Thursday, July 26, 2012

Criminal Behavior

            Psychologist Abraham Maslow gave us some rules that govern basic human behavior. These rules have become the foundation to understanding criminal behavior. Human motivation is described in terms of a hierarchy of needs. These are placed ito five categories:
            1) Physical - such as food.
            2) Security - concerning things like shelter
            3) Belongingness and love - the desire for roots and a need to be wanted
            4) Esteem - desire to be liked and respected
            5) Self-actualizaion - a need to know and understand our world around us,
                to invent and create, and to discover joy in solving problems.
            Criminals degenerate in behavior, and this is displayed by three basic traits that signify the criminal personality:
            1) Weakness - emotional and/or physical which lacks discipline.
            2) Immaturity - childish egocentrism
            3) Self-deception - a severely narcissistic personality with a distorted
                 sense of personal reality
            Though it is not necessary to go into the details that cause a criminal to become a criminal, a writer must understand the mind of the criminal he/she is writing about. It is just as important to understand what makes your antagonist tick as it is your protagonist. Otherwise how are you going to make your readers understand why the murderer is killing or the robber is stealing? The writer must also develop a feeling of sympathy for the bad guy as well as for the protagonist. It all boils down to a believable story, and the bad guy has a backstory that makes him do the things he does just as the victim does.
            There are some questions you can ask that could help you understand your bad guy:
            1) What is the victimizer’s psychiatric type, and who are the victims? What
                is the victim’s profile?
            2) Where did the crime occur? What was there about this environment that
                 could have facilitated the crime?
            3) What time was the crime committed, and what is the relationship of the
                time to the crime?
            4) What occurred? What types of acts defined as intentional trauma?
            5) How did it happen? What was the injuries; what were the weapons and
                tools used?
            6) What was the motive for the crime?
            There are three characteristics that make up criminal behavior:
            1) They have a dominant ego where what they want is all that is important.
            2) The criminal exhibits dominant childish etal and emotional qualities.
            3) The bad guy has an obsession with sex.
            Developing your bad guy is more than just a physical description or a sad narration of his/her childhood. Just as you do with your protagonist, you must get into the mind of your antagonist. But you do not stop there because once you get into his mind you need to understand it and why he/she is the way he/she is.

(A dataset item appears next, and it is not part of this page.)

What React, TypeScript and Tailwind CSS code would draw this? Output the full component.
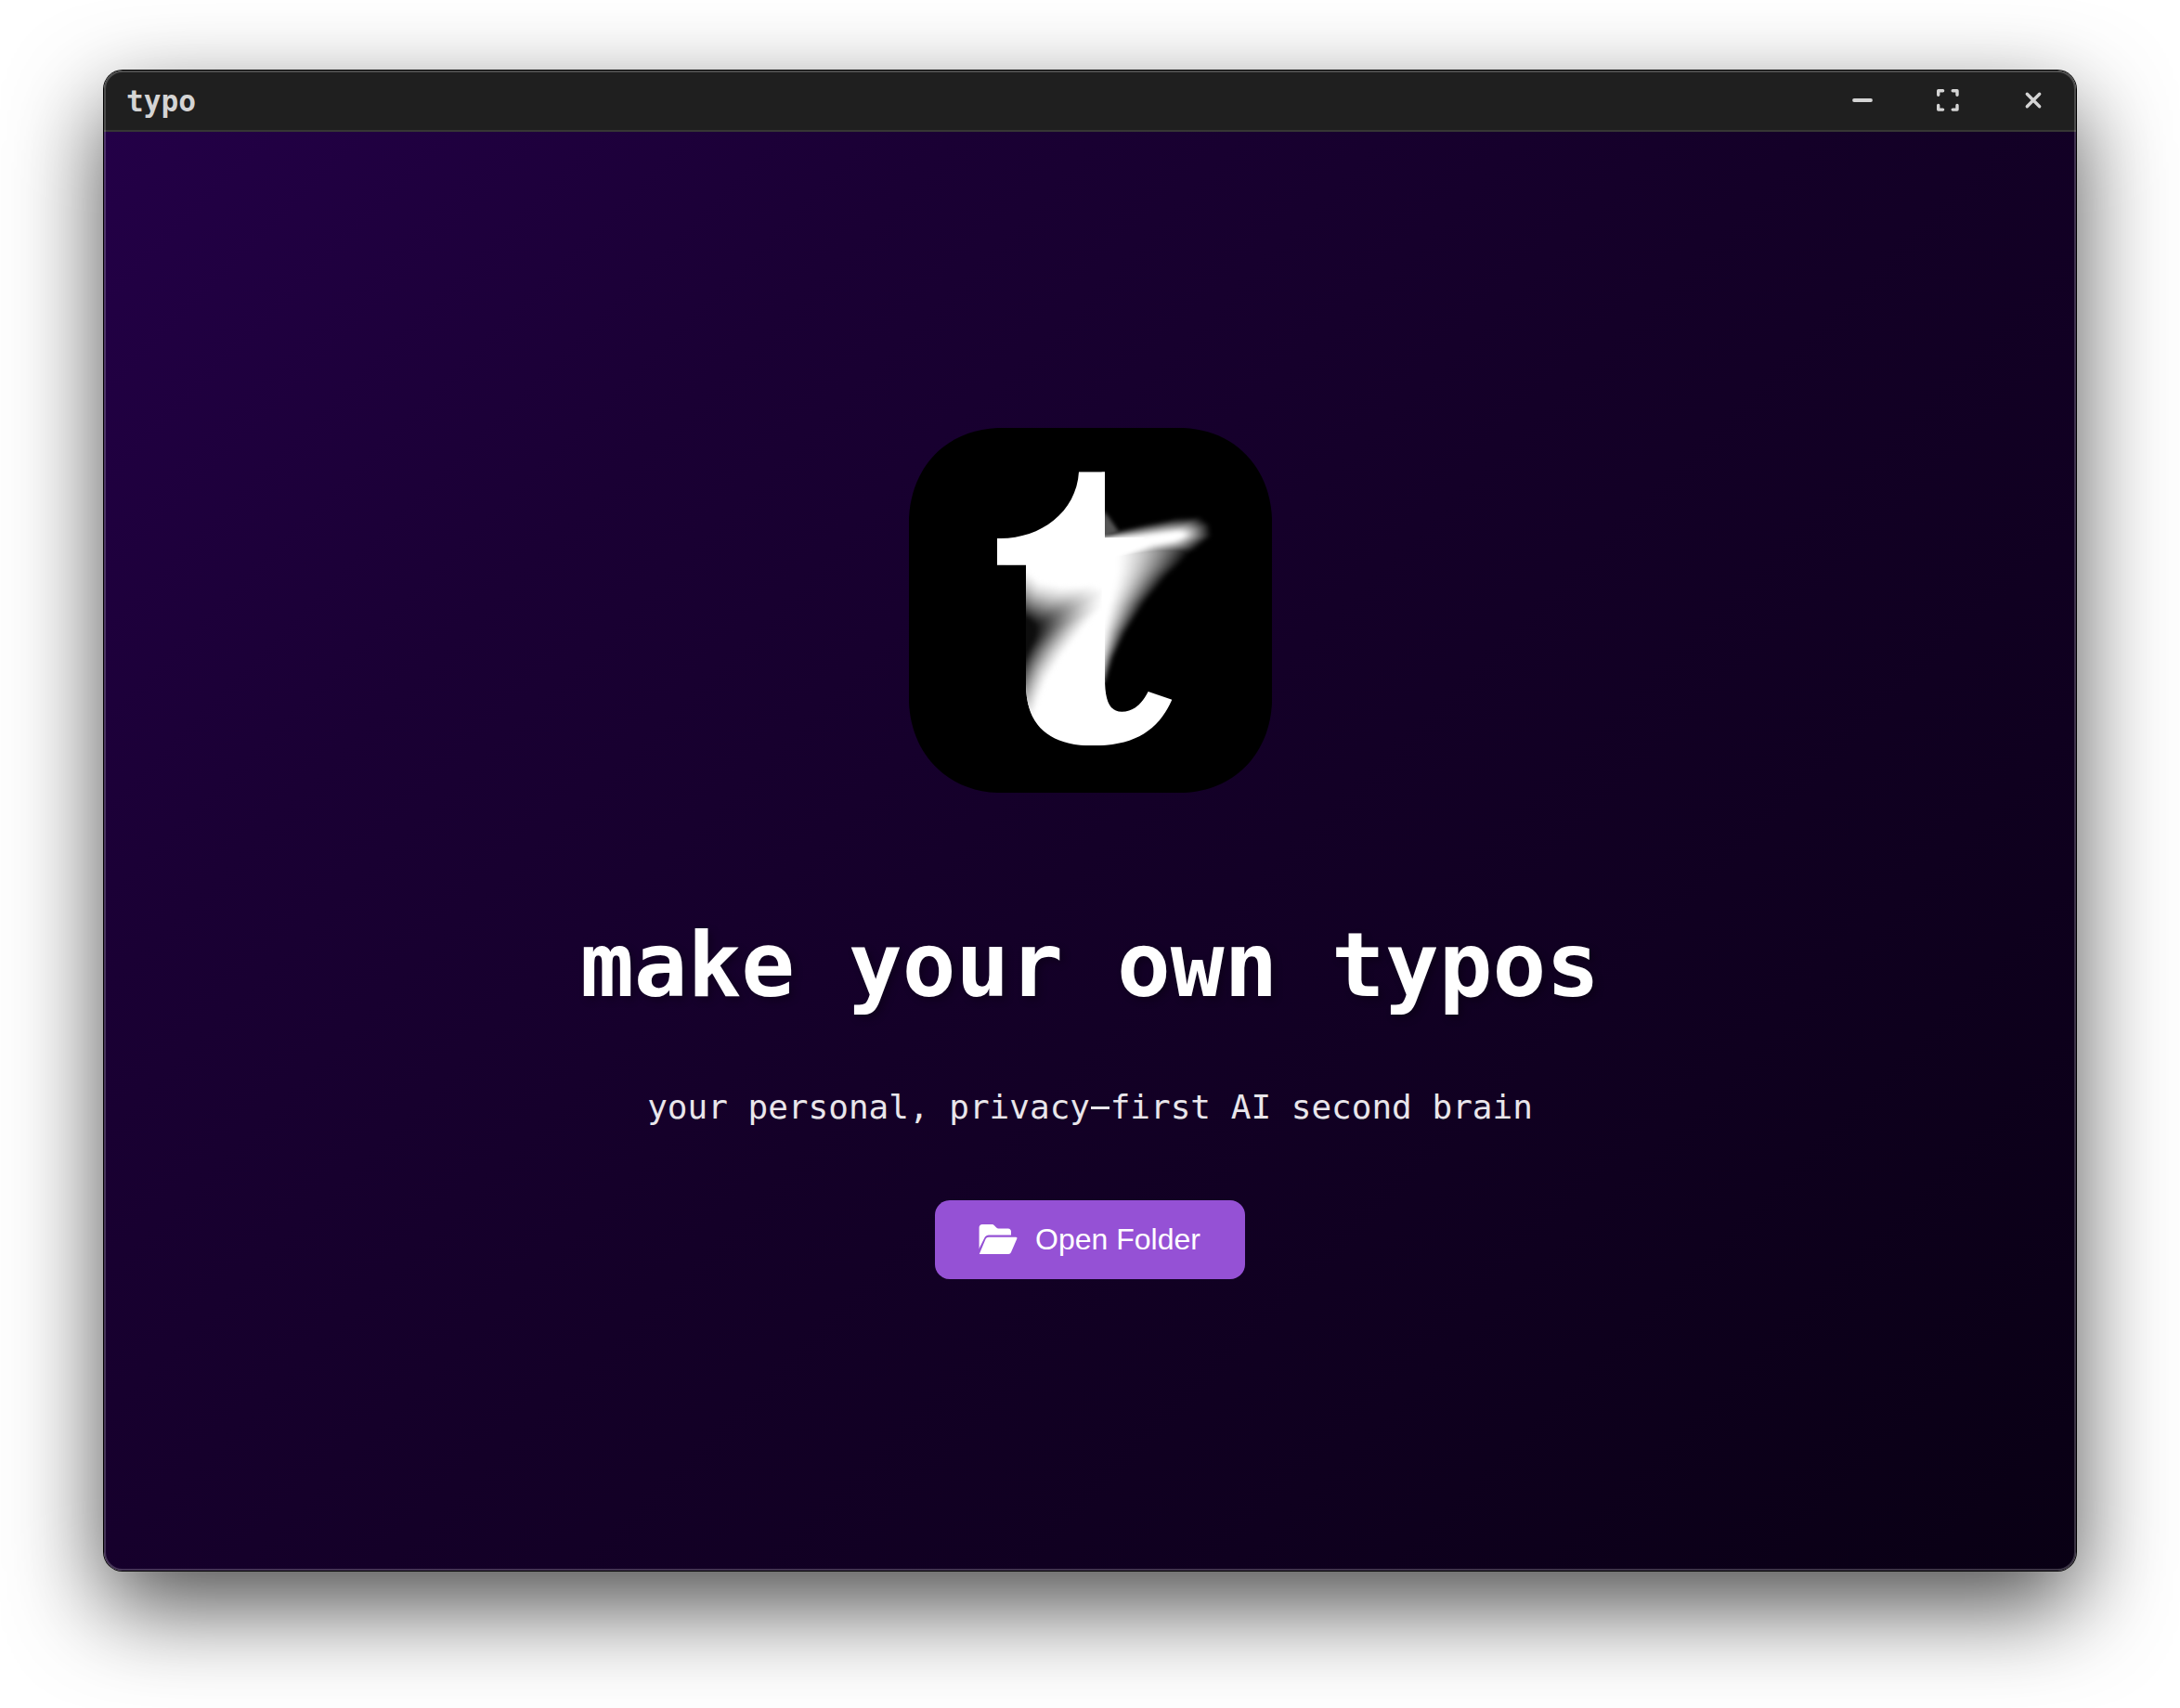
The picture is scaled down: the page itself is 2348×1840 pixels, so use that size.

Reference:  Malicious Intent
                   by Sean MacTire
                   Published by Writers Digest

Faye M. Tollison
Author of: To Tell the Truth
Upcoming book: The Bible Murders
                           Sarah’s Secret
Member of: Sisters in Crime
                    Writers on the Move


Margaret Fieland said...

Faye, good post. I especially like your point about the criminal believing that their wishes are all-important.

Not all antagonists are criminals, however, or even truly bad guys -- sometimes they simply have opposing believes (as in political candidates) --
but if I were writing it, I'd probably write one of them as less than completely ethical, just for some plot complications ...

Faye Tollison said...

Thanks, Margaret, for you comment. Good point! But, of course, I was talking about the criminal. Some stories can have more than one antagonist and not all of them are criminals. As a general rule, though, most antagonist in a suspense or mystery (especially a murder mystery) are criminals. And I do so love to write about murder! :)


Karen Cioffi said...

Great post, Faye. These tips and questions to ask will certainly help writers who have criminals as antagonists.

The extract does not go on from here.